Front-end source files
---*---

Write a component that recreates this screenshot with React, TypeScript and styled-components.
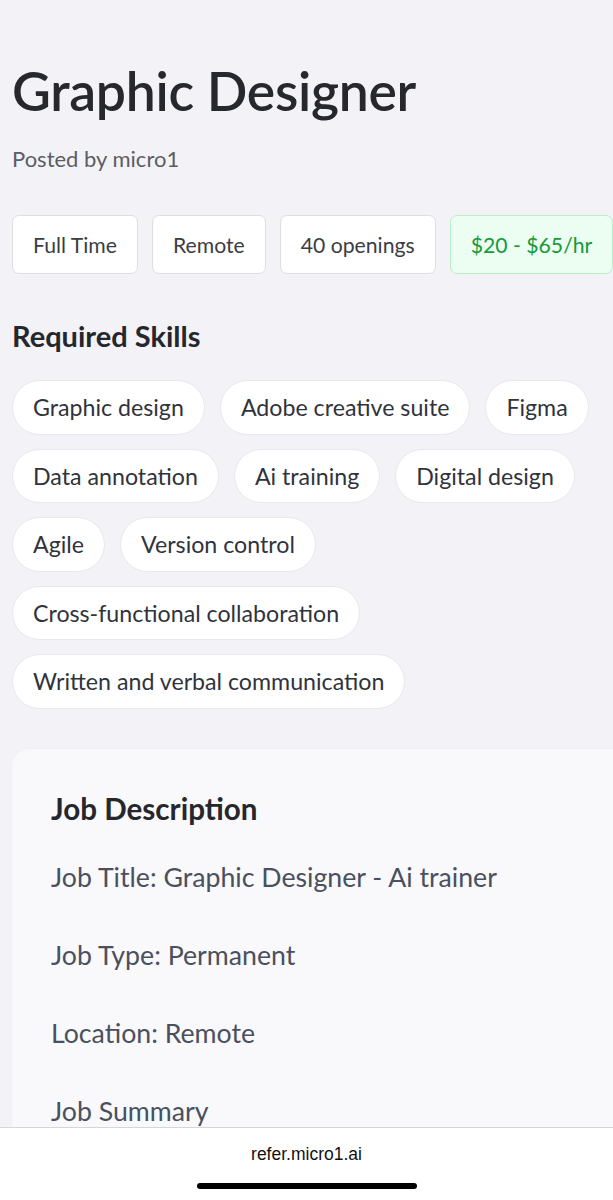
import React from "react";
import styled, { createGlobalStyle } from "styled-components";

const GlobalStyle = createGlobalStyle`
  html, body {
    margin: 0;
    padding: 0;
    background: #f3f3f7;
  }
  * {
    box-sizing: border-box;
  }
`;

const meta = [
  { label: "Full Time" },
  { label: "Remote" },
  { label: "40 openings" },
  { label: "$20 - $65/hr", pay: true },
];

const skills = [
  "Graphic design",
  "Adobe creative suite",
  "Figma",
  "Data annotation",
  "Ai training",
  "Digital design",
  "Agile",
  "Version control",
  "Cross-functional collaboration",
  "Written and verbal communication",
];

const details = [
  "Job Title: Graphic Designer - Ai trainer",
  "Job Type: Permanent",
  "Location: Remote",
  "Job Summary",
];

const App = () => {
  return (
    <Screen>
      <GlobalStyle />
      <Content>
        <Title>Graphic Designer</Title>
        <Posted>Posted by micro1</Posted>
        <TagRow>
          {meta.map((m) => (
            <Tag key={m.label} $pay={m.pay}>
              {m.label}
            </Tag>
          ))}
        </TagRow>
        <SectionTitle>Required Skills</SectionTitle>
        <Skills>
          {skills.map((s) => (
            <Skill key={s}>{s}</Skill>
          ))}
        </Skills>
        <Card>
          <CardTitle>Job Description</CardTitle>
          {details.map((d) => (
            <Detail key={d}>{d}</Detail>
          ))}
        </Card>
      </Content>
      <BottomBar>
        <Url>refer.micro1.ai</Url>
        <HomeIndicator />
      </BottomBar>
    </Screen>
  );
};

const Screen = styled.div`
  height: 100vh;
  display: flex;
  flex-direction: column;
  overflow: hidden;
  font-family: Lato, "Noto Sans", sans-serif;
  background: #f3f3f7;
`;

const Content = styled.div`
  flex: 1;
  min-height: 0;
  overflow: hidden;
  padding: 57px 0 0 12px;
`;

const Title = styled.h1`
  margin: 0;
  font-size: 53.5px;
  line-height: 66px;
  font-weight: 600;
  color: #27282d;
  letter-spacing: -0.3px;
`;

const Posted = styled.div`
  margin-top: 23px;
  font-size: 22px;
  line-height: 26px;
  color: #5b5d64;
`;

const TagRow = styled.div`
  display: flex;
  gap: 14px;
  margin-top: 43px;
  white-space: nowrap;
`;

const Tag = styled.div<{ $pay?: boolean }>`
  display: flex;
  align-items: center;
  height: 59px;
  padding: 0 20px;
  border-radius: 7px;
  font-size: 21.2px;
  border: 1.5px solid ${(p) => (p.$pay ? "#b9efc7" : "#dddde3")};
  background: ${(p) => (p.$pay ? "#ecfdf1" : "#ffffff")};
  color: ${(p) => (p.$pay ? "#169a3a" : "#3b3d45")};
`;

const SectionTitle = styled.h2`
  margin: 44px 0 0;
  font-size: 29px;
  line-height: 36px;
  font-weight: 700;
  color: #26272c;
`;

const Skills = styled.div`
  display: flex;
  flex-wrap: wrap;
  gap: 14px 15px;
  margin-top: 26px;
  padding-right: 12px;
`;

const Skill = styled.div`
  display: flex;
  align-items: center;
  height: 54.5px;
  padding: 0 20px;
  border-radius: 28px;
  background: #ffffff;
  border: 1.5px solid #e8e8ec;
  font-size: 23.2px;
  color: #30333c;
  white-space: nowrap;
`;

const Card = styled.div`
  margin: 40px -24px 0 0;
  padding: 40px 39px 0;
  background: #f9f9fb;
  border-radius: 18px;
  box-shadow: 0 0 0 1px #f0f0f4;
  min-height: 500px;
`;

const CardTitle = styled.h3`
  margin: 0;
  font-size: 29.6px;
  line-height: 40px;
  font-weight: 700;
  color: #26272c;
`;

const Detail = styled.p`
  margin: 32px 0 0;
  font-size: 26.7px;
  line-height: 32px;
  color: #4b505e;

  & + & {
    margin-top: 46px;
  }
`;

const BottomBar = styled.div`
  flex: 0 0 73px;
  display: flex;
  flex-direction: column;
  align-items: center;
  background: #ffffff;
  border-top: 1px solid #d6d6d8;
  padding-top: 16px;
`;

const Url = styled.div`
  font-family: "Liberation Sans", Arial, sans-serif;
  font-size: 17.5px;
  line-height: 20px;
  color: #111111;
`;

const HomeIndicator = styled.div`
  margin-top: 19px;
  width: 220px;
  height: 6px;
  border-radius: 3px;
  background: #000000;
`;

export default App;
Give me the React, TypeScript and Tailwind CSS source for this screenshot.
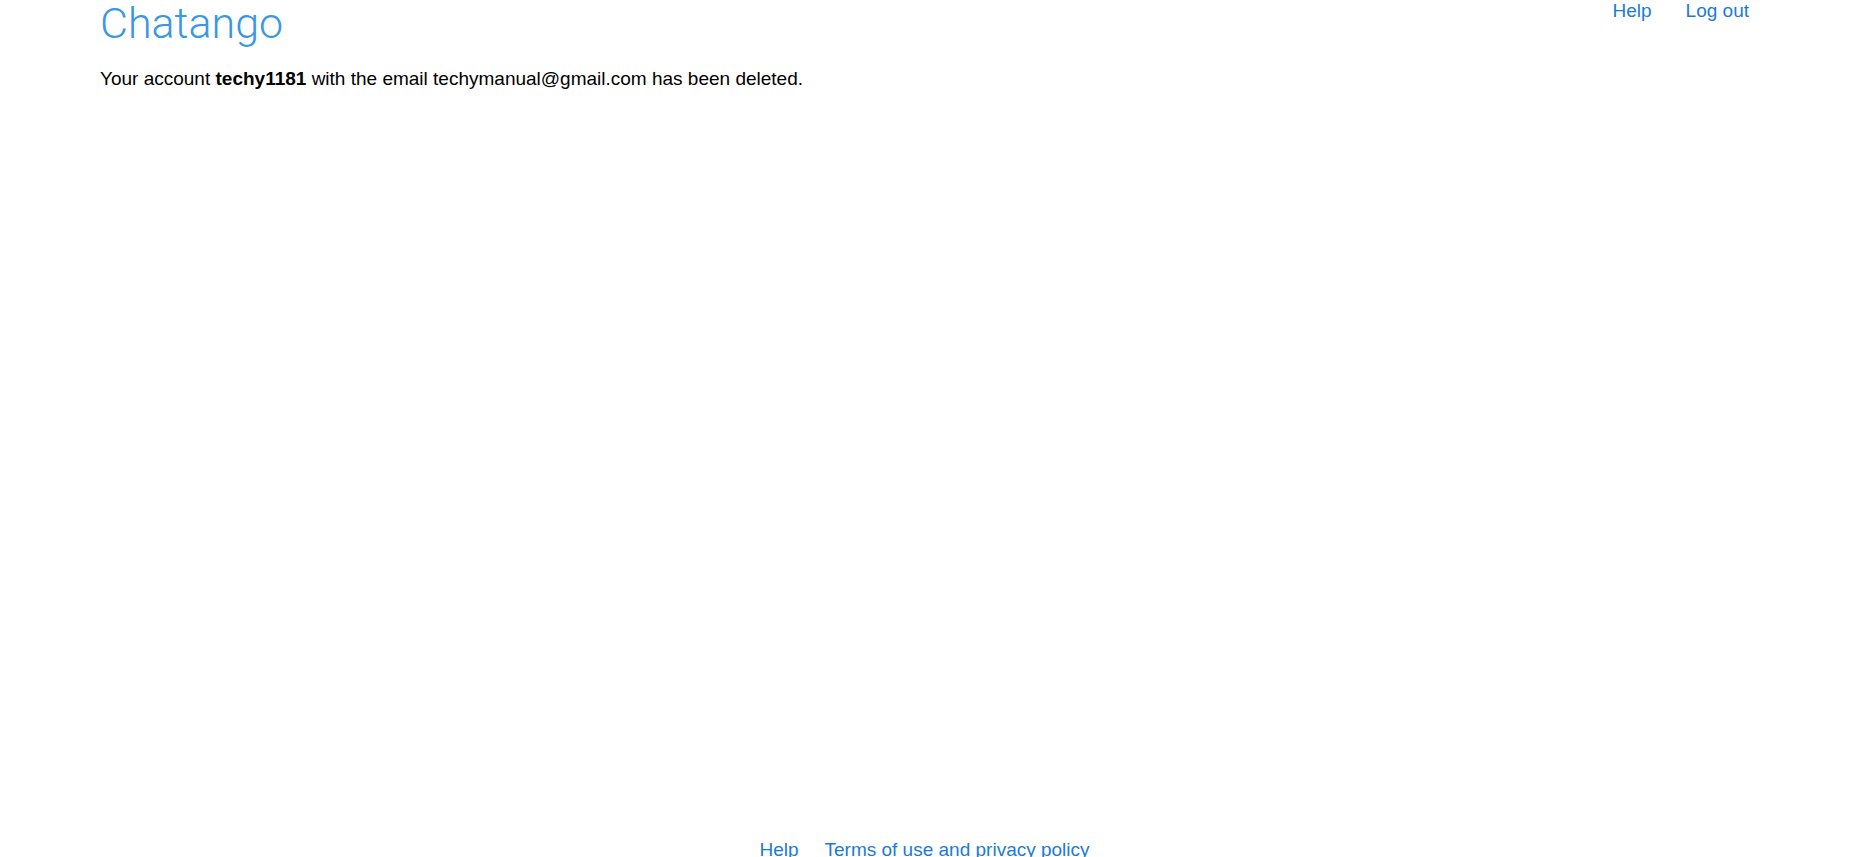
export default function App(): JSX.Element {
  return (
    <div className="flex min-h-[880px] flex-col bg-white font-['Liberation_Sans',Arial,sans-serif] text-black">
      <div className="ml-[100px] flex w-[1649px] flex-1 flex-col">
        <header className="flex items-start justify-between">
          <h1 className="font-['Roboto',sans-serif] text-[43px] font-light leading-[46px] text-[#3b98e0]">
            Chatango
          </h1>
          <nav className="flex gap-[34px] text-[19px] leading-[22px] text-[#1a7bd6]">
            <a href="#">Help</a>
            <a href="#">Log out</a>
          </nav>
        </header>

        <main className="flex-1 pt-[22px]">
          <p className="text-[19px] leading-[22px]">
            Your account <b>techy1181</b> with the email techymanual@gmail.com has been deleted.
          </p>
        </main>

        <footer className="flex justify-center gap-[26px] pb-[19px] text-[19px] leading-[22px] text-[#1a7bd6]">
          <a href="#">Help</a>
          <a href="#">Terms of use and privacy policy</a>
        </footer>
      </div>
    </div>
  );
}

---*---

Drop the pictures and reproduce the rest of the entries above exactly.

Write a component that recreates this screenshot with React, TypeScript and styled-components.
import React from "react";
import styled, { createGlobalStyle } from "styled-components";

const GlobalStyle = createGlobalStyle`
  html, body {
    margin: 0;
    padding: 0;
    background: #f3f3f7;
  }
  * {
    box-sizing: border-box;
  }
`;

const meta = [
  { label: "Full Time" },
  { label: "Remote" },
  { label: "40 openings" },
  { label: "$20 - $65/hr", pay: true },
];

const skills = [
  "Graphic design",
  "Adobe creative suite",
  "Figma",
  "Data annotation",
  "Ai training",
  "Digital design",
  "Agile",
  "Version control",
  "Cross-functional collaboration",
  "Written and verbal communication",
];

const details = [
  "Job Title: Graphic Designer - Ai trainer",
  "Job Type: Permanent",
  "Location: Remote",
  "Job Summary",
];

const App = () => {
  return (
    <Screen>
      <GlobalStyle />
      <Content>
        <Title>Graphic Designer</Title>
        <Posted>Posted by micro1</Posted>
        <TagRow>
          {meta.map((m) => (
            <Tag key={m.label} $pay={m.pay}>
              {m.label}
            </Tag>
          ))}
        </TagRow>
        <SectionTitle>Required Skills</SectionTitle>
        <Skills>
          {skills.map((s) => (
            <Skill key={s}>{s}</Skill>
          ))}
        </Skills>
        <Card>
          <CardTitle>Job Description</CardTitle>
          {details.map((d) => (
            <Detail key={d}>{d}</Detail>
          ))}
        </Card>
      </Content>
      <BottomBar>
        <Url>refer.micro1.ai</Url>
        <HomeIndicator />
      </BottomBar>
    </Screen>
  );
};

const Screen = styled.div`
  height: 100vh;
  display: flex;
  flex-direction: column;
  overflow: hidden;
  font-family: Lato, "Noto Sans", sans-serif;
  background: #f3f3f7;
`;

const Content = styled.div`
  flex: 1;
  min-height: 0;
  overflow: hidden;
  padding: 57px 0 0 12px;
`;

const Title = styled.h1`
  margin: 0;
  font-size: 53.5px;
  line-height: 66px;
  font-weight: 600;
  color: #27282d;
  letter-spacing: -0.3px;
`;

const Posted = styled.div`
  margin-top: 23px;
  font-size: 22px;
  line-height: 26px;
  color: #5b5d64;
`;

const TagRow = styled.div`
  display: flex;
  gap: 14px;
  margin-top: 43px;
  white-space: nowrap;
`;

const Tag = styled.div<{ $pay?: boolean }>`
  display: flex;
  align-items: center;
  height: 59px;
  padding: 0 20px;
  border-radius: 7px;
  font-size: 21.2px;
  border: 1.5px solid ${(p) => (p.$pay ? "#b9efc7" : "#dddde3")};
  background: ${(p) => (p.$pay ? "#ecfdf1" : "#ffffff")};
  color: ${(p) => (p.$pay ? "#169a3a" : "#3b3d45")};
`;

const SectionTitle = styled.h2`
  margin: 44px 0 0;
  font-size: 29px;
  line-height: 36px;
  font-weight: 700;
  color: #26272c;
`;

const Skills = styled.div`
  display: flex;
  flex-wrap: wrap;
  gap: 14px 15px;
  margin-top: 26px;
  padding-right: 12px;
`;

const Skill = styled.div`
  display: flex;
  align-items: center;
  height: 54.5px;
  padding: 0 20px;
  border-radius: 28px;
  background: #ffffff;
  border: 1.5px solid #e8e8ec;
  font-size: 23.2px;
  color: #30333c;
  white-space: nowrap;
`;

const Card = styled.div`
  margin: 40px -24px 0 0;
  padding: 40px 39px 0;
  background: #f9f9fb;
  border-radius: 18px;
  box-shadow: 0 0 0 1px #f0f0f4;
  min-height: 500px;
`;

const CardTitle = styled.h3`
  margin: 0;
  font-size: 29.6px;
  line-height: 40px;
  font-weight: 700;
  color: #26272c;
`;

const Detail = styled.p`
  margin: 32px 0 0;
  font-size: 26.7px;
  line-height: 32px;
  color: #4b505e;

  & + & {
    margin-top: 46px;
  }
`;

const BottomBar = styled.div`
  flex: 0 0 73px;
  display: flex;
  flex-direction: column;
  align-items: center;
  background: #ffffff;
  border-top: 1px solid #d6d6d8;
  padding-top: 16px;
`;

const Url = styled.div`
  font-family: "Liberation Sans", Arial, sans-serif;
  font-size: 17.5px;
  line-height: 20px;
  color: #111111;
`;

const HomeIndicator = styled.div`
  margin-top: 19px;
  width: 220px;
  height: 6px;
  border-radius: 3px;
  background: #000000;
`;

export default App;
Give me the React, TypeScript and Tailwind CSS source for this screenshot.
export default function App(): JSX.Element {
  return (
    <div className="flex min-h-[880px] flex-col bg-white font-['Liberation_Sans',Arial,sans-serif] text-black">
      <div className="ml-[100px] flex w-[1649px] flex-1 flex-col">
        <header className="flex items-start justify-between">
          <h1 className="font-['Roboto',sans-serif] text-[43px] font-light leading-[46px] text-[#3b98e0]">
            Chatango
          </h1>
          <nav className="flex gap-[34px] text-[19px] leading-[22px] text-[#1a7bd6]">
            <a href="#">Help</a>
            <a href="#">Log out</a>
          </nav>
        </header>

        <main className="flex-1 pt-[22px]">
          <p className="text-[19px] leading-[22px]">
            Your account <b>techy1181</b> with the email techymanual@gmail.com has been deleted.
          </p>
        </main>

        <footer className="flex justify-center gap-[26px] pb-[19px] text-[19px] leading-[22px] text-[#1a7bd6]">
          <a href="#">Help</a>
          <a href="#">Terms of use and privacy policy</a>
        </footer>
      </div>
    </div>
  );
}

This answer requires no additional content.